_DATA PROVIDED_.

☆ ☆ ☆

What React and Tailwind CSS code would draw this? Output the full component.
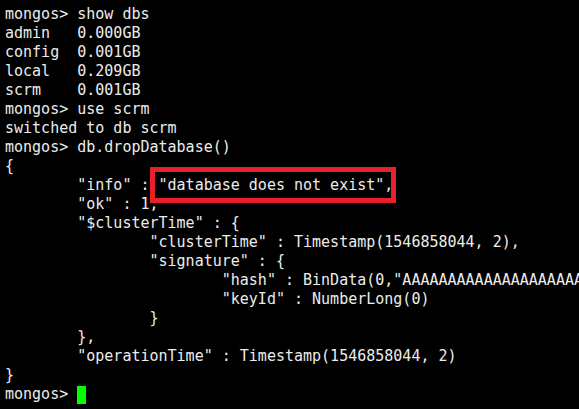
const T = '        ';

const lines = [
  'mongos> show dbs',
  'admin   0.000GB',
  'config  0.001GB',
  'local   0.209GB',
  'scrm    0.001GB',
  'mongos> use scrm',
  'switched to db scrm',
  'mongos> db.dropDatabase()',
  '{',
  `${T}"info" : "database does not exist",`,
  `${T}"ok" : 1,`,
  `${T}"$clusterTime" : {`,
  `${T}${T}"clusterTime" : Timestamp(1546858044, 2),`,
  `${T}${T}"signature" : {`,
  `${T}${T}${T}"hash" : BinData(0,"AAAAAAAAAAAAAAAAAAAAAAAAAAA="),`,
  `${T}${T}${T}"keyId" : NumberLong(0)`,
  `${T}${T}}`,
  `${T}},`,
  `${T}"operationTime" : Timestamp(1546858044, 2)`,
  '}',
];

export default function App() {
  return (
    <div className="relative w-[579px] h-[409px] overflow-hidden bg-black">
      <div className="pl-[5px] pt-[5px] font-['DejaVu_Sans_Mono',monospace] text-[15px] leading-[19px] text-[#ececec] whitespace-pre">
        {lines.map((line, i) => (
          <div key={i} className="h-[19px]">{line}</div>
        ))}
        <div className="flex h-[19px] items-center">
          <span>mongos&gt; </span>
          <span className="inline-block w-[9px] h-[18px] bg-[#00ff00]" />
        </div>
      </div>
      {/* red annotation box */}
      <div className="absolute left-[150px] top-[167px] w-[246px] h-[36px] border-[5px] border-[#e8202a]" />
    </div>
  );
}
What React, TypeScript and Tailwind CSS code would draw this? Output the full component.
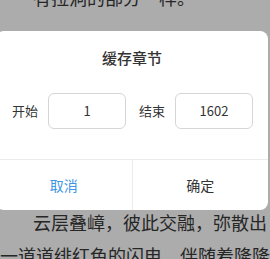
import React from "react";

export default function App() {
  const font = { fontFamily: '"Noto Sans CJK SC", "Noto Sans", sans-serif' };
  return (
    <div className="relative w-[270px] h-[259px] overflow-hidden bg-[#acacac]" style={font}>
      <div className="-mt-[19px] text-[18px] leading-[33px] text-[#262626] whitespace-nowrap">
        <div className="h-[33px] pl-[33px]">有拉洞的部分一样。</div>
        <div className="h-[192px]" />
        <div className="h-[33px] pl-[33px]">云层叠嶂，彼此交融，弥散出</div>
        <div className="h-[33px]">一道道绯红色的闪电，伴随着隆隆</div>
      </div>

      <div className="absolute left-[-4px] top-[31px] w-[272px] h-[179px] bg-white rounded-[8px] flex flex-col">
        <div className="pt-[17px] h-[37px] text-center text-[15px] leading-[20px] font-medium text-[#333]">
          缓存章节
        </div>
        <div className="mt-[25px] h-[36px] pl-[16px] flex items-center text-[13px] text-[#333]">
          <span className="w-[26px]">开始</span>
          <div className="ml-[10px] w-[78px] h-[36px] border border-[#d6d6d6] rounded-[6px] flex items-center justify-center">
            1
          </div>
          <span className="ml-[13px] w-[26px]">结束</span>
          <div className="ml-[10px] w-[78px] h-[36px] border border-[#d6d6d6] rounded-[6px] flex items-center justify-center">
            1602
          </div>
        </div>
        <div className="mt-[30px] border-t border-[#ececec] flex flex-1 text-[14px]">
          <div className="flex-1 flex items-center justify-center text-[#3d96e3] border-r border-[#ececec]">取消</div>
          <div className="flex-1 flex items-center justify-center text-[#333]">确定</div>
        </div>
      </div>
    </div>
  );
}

☆ ☆ ☆

_TASK GOAL_. Everything from the line containing "What React, TypeScript" through the last line of the entries must be repeated verbatim, except pictures.

_FULL SOLUTION_.
What React, TypeScript and Tailwind CSS code would draw this? Output the full component.
import React from "react";

export default function App() {
  const font = { fontFamily: '"Noto Sans CJK SC", "Noto Sans", sans-serif' };
  return (
    <div className="relative w-[270px] h-[259px] overflow-hidden bg-[#acacac]" style={font}>
      <div className="-mt-[19px] text-[18px] leading-[33px] text-[#262626] whitespace-nowrap">
        <div className="h-[33px] pl-[33px]">有拉洞的部分一样。</div>
        <div className="h-[192px]" />
        <div className="h-[33px] pl-[33px]">云层叠嶂，彼此交融，弥散出</div>
        <div className="h-[33px]">一道道绯红色的闪电，伴随着隆隆</div>
      </div>

      <div className="absolute left-[-4px] top-[31px] w-[272px] h-[179px] bg-white rounded-[8px] flex flex-col">
        <div className="pt-[17px] h-[37px] text-center text-[15px] leading-[20px] font-medium text-[#333]">
          缓存章节
        </div>
        <div className="mt-[25px] h-[36px] pl-[16px] flex items-center text-[13px] text-[#333]">
          <span className="w-[26px]">开始</span>
          <div className="ml-[10px] w-[78px] h-[36px] border border-[#d6d6d6] rounded-[6px] flex items-center justify-center">
            1
          </div>
          <span className="ml-[13px] w-[26px]">结束</span>
          <div className="ml-[10px] w-[78px] h-[36px] border border-[#d6d6d6] rounded-[6px] flex items-center justify-center">
            1602
          </div>
        </div>
        <div className="mt-[30px] border-t border-[#ececec] flex flex-1 text-[14px]">
          <div className="flex-1 flex items-center justify-center text-[#3d96e3] border-r border-[#ececec]">取消</div>
          <div className="flex-1 flex items-center justify-center text-[#333]">确定</div>
        </div>
      </div>
    </div>
  );
}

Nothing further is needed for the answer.